A recent report by the Australian Criminal Intelligence commission (ACIC) on organized crime in Australia 2017, has indicated that the illicit drug market in Australia is highly facilitated by the internet and darknet. The report says that the darknet is responsible for the rapid expansion of the drug market globally. The darknet enables users to access drugs, information about availability and purity of new drugs and manufacturing manuals online. The Australian darknet drug trade is best seen as a component of the global market since trends observed in Europe, Canada and the United states are quickly replicated in Australia.
The ACIC report also shows that cannabis is the most commonly used illicit drug while methamphetamine poses the highest level of risk in Australia, since the decline in heroin use in the early 2000s.
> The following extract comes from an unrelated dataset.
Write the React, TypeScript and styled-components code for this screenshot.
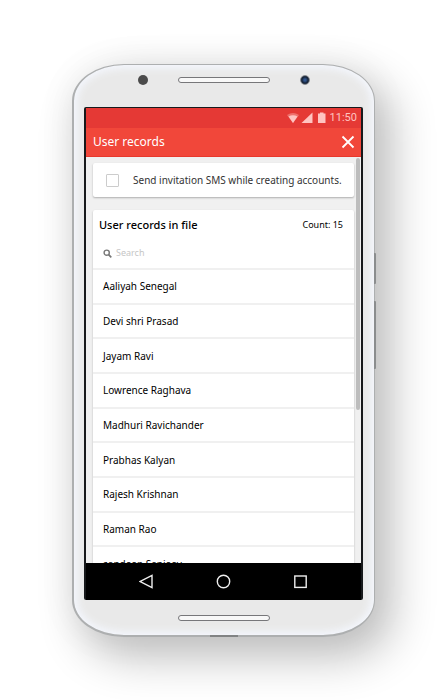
import React from "react";
import styled, { createGlobalStyle } from "styled-components";

const GlobalStyle = createGlobalStyle`
  *, *::before, *::after { box-sizing: border-box; }
  body {
    margin: 0;
    background: #fff;
    font-family: "Noto Sans", "Open Sans", sans-serif;
  }
  button, input { font: inherit; }
`;

const Stage = styled.main`
  min-height: 100vh;
  padding: 64px 73px 63px 72px;
  overflow: hidden;
`;

const Phone = styled.div`
  position: relative;
  display: flex;
  flex-direction: column;
  height: calc(100vh - 127px);
  min-height: 400px;
  padding: 0 11px 0 10px;
  border: 2px solid #adafb0;
  border-width: 1px 1px 2px 2px;
  border-radius: 52px / 37px;
  background: #e9e9e9;
  box-shadow:
    inset 0 0 9px 3px #f5f8ff,
    14px 18px 44px 4px rgba(0, 0, 0, 0.24),
    0 0 40px rgba(0, 0, 0, 0.05);
`;

const SideButton = styled.span<{ $top: number; $height: number }>`
  position: absolute;
  right: -2px;
  top: ${({ $top }) => $top}px;
  width: 2px;
  height: ${({ $height }) => $height}px;
  border-radius: 0 1px 1px 0;
  background: #8b8d8e;
`;

const Port = styled.span`
  position: absolute;
  bottom: -2px;
  left: 50%;
  width: 28px;
  height: 2px;
  margin-left: -14px;
  background: #818384;
`;

const TopBezel = styled.div`
  display: flex;
  flex: none;
  align-items: center;
  justify-content: center;
  gap: 30px;
  height: 42px;
  padding-bottom: 12px;
`;

const BottomBezel = styled(TopBezel)`
  height: 35px;
  padding: 0;
`;

const Grille = styled.span`
  width: 92px;
  height: 6px;
  border: 1px solid #77777a;
  border-radius: 3px;
  background: #f8f8f8;
`;

const Sensor = styled.span`
  width: 10px;
  height: 10px;
  border-radius: 50%;
  background: #4b4b4b;
`;

const Camera = styled(Sensor)`
  border: 1px solid #85888d;
  background: radial-gradient(circle, #31558c 0 1px, #16253c 3px, #333a44 5px);
`;

const Screen = styled.div`
  display: flex;
  flex: 1;
  flex-direction: column;
  min-height: 0;
  border: 2px solid #17191b;
  border-width: 1px 2px 0;
  border-radius: 2px;
  overflow: hidden;
  background: #f0f0f0;
`;

const StatusBar = styled.div`
  display: flex;
  flex: none;
  align-items: center;
  justify-content: flex-end;
  height: 20px;
  padding-right: 4px;
  background: #e53935;
  color: #ffc4c1;
  font: 11px/20px Roboto, sans-serif;
`;

const StatusIcons = styled.svg`
  width: 40px;
  height: 12px;
  margin-right: 3px;
`;

const Header = styled.header`
  display: flex;
  flex: none;
  align-items: center;
  justify-content: space-between;
  height: 29px;
  padding: 0 6px 0 7px;
  border-bottom: 1px solid #e8382c;
  background: #f1473a;
  color: #fff;
`;

const Title = styled.h1`
  margin: 0;
  font-size: 12px;
  font-weight: 400;
  line-height: 16px;
`;

const IconButton = styled.button`
  display: flex;
  padding: 0;
  border: 0;
  background: none;
  color: inherit;
  cursor: pointer;
`;

const Viewport = styled.div`
  position: relative;
  flex: 1;
  min-height: 0;
  overflow: hidden;
  padding: 6px 7px 0;
`;

const ScrollThumb = styled.span`
  position: absolute;
  top: 1px;
  right: 1px;
  width: 4px;
  height: 62%;
  border-radius: 2px;
  background: #bdbdbd;
`;

const Card = styled.section`
  border-radius: 2px;
  background: #fff;
  box-shadow: 0 1px 2px rgba(0, 0, 0, 0.28);
`;

const InviteCard = styled(Card)`
  margin-bottom: 13px;
`;

const InviteOption = styled.label`
  display: flex;
  align-items: center;
  gap: 14px;
  height: 34px;
  padding: 0 10px 0 13px;
  color: #333;
  font-size: 10px;
  white-space: nowrap;
`;

const Checkbox = styled.input`
  flex: none;
  appearance: none;
  width: 13px;
  height: 13px;
  margin: 0;
  border: 1px solid #ccc;
  border-radius: 1px;
  background: #fff;

  &:checked {
    background: #f1473a;
  }
`;

const CardHead = styled.div`
  display: flex;
  align-items: center;
  justify-content: space-between;
  height: 28px;
  padding: 0 11px 0 6px;
`;

const CardTitle = styled.h2`
  margin: 0;
  color: #000;
  font-size: 11px;
  font-weight: 500;
`;

const Count = styled.span`
  color: #000;
  font-size: 9px;
`;

const SearchRow = styled.label`
  display: flex;
  align-items: center;
  gap: 4px;
  height: 30px;
  padding: 0 10px;
  color: #777;
`;

const SearchInput = styled.input`
  flex: 1;
  min-width: 0;
  padding: 0;
  border: 0;
  outline: 0;
  background: none;
  color: #111;
  font-size: 9px;
  line-height: 12px;

  &::placeholder {
    color: #c6c6c6;
    opacity: 1;
  }
`;

const RecordList = styled.ul`
  display: grid;
  grid-auto-rows: 1fr;
  height: 312px;
  margin: 0;
  padding: 0;
  list-style: none;
`;

const Record = styled.li`
  display: flex;
  align-items: center;
  padding: 0 10px;
  border-top: 2px solid #f0f0f0;
  color: #000;
  font-size: 10px;
`;

const NavBar = styled.nav`
  display: flex;
  flex: none;
  align-items: center;
  justify-content: center;
  gap: 62px;
  height: 37px;
  background: #000;
  color: #eee;
`;

const records = [
  "Aaliyah Senegal",
  "Devi shri Prasad",
  "Jayam Ravi",
  "Lowrence Raghava",
  "Madhuri Ravichander",
  "Prabhas Kalyan",
  "Rajesh Krishnan",
  "Raman Rao",
  "sandeep Sanjeev",
];

const NavIcon = ({ children }: { children: React.ReactNode }) => (
  <svg width="15" height="15" viewBox="0 0 15 15" fill="none" stroke="currentColor" strokeWidth="1.4">
    {children}
  </svg>
);

export default function App() {
  return (
    <>
      <GlobalStyle />
      <Stage>
        <Phone>
          <SideButton $top={188} $height={31} />
          <SideButton $top={236} $height={68} />
          <Port />
          <TopBezel>
            <Sensor />
            <Grille />
            <Camera />
          </TopBezel>
          <Screen>
            <StatusBar>
              <StatusIcons viewBox="0 0 40 12" fill="currentColor" aria-hidden="true">
                <path d="M0 3Q6 -1 12 3L6 11Z" opacity=".4" />
                <path d="M1.5 4.5Q6 2 10.5 4.5L6 11Z" />
                <path d="M14.500 11L25.500 0.500V11Z" />
                <path d="M31 1.500H33V0.500H36.500V1.500H38.500V11H31Z" />
              </StatusIcons>
              <span>11:50</span>
            </StatusBar>
            <Header>
              <Title>User records</Title>
              <IconButton type="button" aria-label="Close">
                <svg width="14" height="14" viewBox="0 0 14 14" fill="none" stroke="currentColor" strokeWidth="1.8">
                  <path d="M1.500 1.500L12.500 12.500M12.500 1.500L1.500 12.500" />
                </svg>
              </IconButton>
            </Header>
            <Viewport>
              <InviteCard>
                <InviteOption>
                  <Checkbox type="checkbox" />
                  Send invitation SMS while creating accounts.
                </InviteOption>
              </InviteCard>
              <Card>
                <CardHead>
                  <CardTitle>User records in file</CardTitle>
                  <Count>Count: 15</Count>
                </CardHead>
                <SearchRow>
                  <svg width="9" height="9" viewBox="0 0 9 9" fill="none" stroke="currentColor" strokeWidth="1.4" aria-hidden="true">
                    <circle cx="3.700" cy="3.700" r="2.600" />
                    <path d="M5.600 5.600L8.300 8.300" strokeWidth="1.7" />
                  </svg>
                  <SearchInput type="search" placeholder="Search" aria-label="Search" />
                </SearchRow>
                <RecordList>
                  {records.map((name) => (
                    <Record key={name}>{name}</Record>
                  ))}
                </RecordList>
              </Card>
              <ScrollThumb />
            </Viewport>
            <NavBar>
              <IconButton type="button" aria-label="Back">
                <NavIcon>
                  <path d="M13 1.300V13.700L1.200 7.500Z" />
                </NavIcon>
              </IconButton>
              <IconButton type="button" aria-label="Home">
                <NavIcon>
                  <circle cx="7.500" cy="7.500" r="6.200" />
                </NavIcon>
              </IconButton>
              <IconButton type="button" aria-label="Recent apps">
                <NavIcon>
                  <rect x="1.800" y="2" width="11.400" height="11.400" />
                </NavIcon>
              </IconButton>
            </NavBar>
          </Screen>
          <BottomBezel>
            <Grille />
          </BottomBezel>
        </Phone>
      </Stage>
    </>
  );
}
In the past the methamphetamine market was supplied domestically, however there has been an increase in importation of the finished products.
A report by a group of researchers in February ranked Australia as the leading country in darknet drug trading, with more online drug vendors per capita than any other nation except the Netherlands. Australian dark web vendors account for over a quarter of methamphetamine traded on online markets.
The report also indicated that the Australian dark web drug trade resembles the online conventional illicit drug trade. According to the report cannabis is the most popular drug sold, representing a quarter of all recorded sales made by Australian vendors on the darknet markets. Cannabis is also the most commonly sold illegal drug in the conventional drugs trade as well. Men account for 82% of Australian dark web market users, while the average age of a darknet user is 22 years old. Australian vendors prefer online to street markets because; it is less costly, recent crackdown on methamphetamine trade by law enforcement and involvement of violence in organized crime and distribution of drugs.
Australian vendors sell their products for essentially the same prices that local Australian street dealers sell their products. Only Methamphetamine prices for Australian dark web vendors are cheaper than those of local street dealers, approximately by 45%. Intensified border protection by the ABF has led to increased interception and stoppage of drugs imported from foreign darknet vendors, this has resulted to unwillingness of Australian buyers to order from overseas buyers and are instead willing to pay higher prices of Australian vendors.